We should define this validation as a static method in the C++ op definition and expose it to Python via binding so that we can share the same logic in C++ op verifier and Python.
| : std::nullopt, | ||
| numDims); | ||
|
|
||
| // When partial TDM copy is active, the per-warp block shape differs from |
There was a problem hiding this comment.
Hmm. I'm not sure this is the natural way to implement it. If this is given from developer, we should be able to replace the logic in distributeTDMWarps with provided, and then rely on free variable to handle masking etc like gather/scatter?
This PR adds an optional
warp_basesattribute toAsyncTDMCopyGlobalToLocalOpthat enables partial TDM copy — only a subset of warps perform useful TDM loads while the rest getpred=0in their descriptor (hardware no-op, instruction still issued but no data moved).The attribute is a flattened
(log2(num_warps), ndim)matrix mapping eachwarpIdbit to a tile offset.

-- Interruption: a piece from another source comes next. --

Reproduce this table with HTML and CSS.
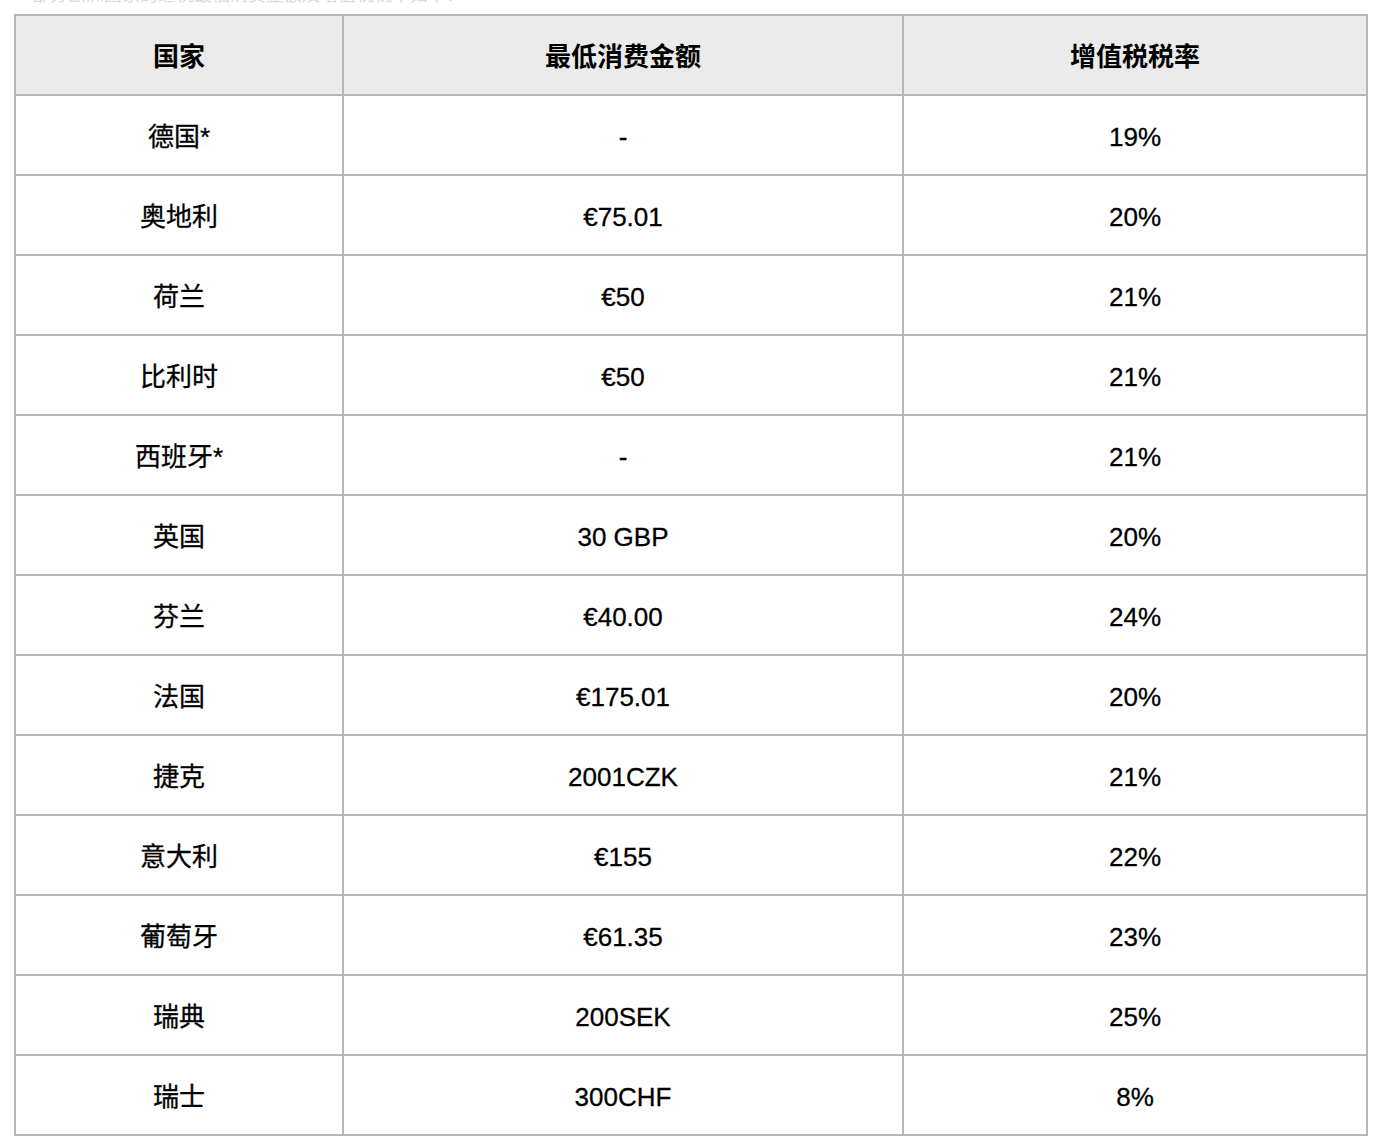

Non-zero rows form a contiguous prefix identifying active warps; trailing all-zero rows mark inactive ones. For example, withnum_warps=8and a256x64block where 4 warps suffice,warp_bases = [(64,0), (128,0), (0,0)]means bits 0-1 ofwarpIdcontribute offsets along dim0 (4 active warps), while bit 2 is(0,0)(warps 4-7 are inactive duplicates). The verifier enforces that the non-zero bases match the greedy distribution fromtdmGetWarpDistribution.During lowering,
fillTDMDescriptorre-encodes per-warp tile dimensions for the reduced warp count and ANDs the user predicate withwarpId < activeWarps. The feature works with all shared memory layouts including partitioned encodings. This is useful whenevernum_warpsexceeds what is needed to tile a copy — warp-pipelined loops, producer/consumer patterns, or kernels oversubscribing warps for compute density. The PR includes an example, verifier tests, and lowering lit tests.Performance impact is unclear yet, we're investigating.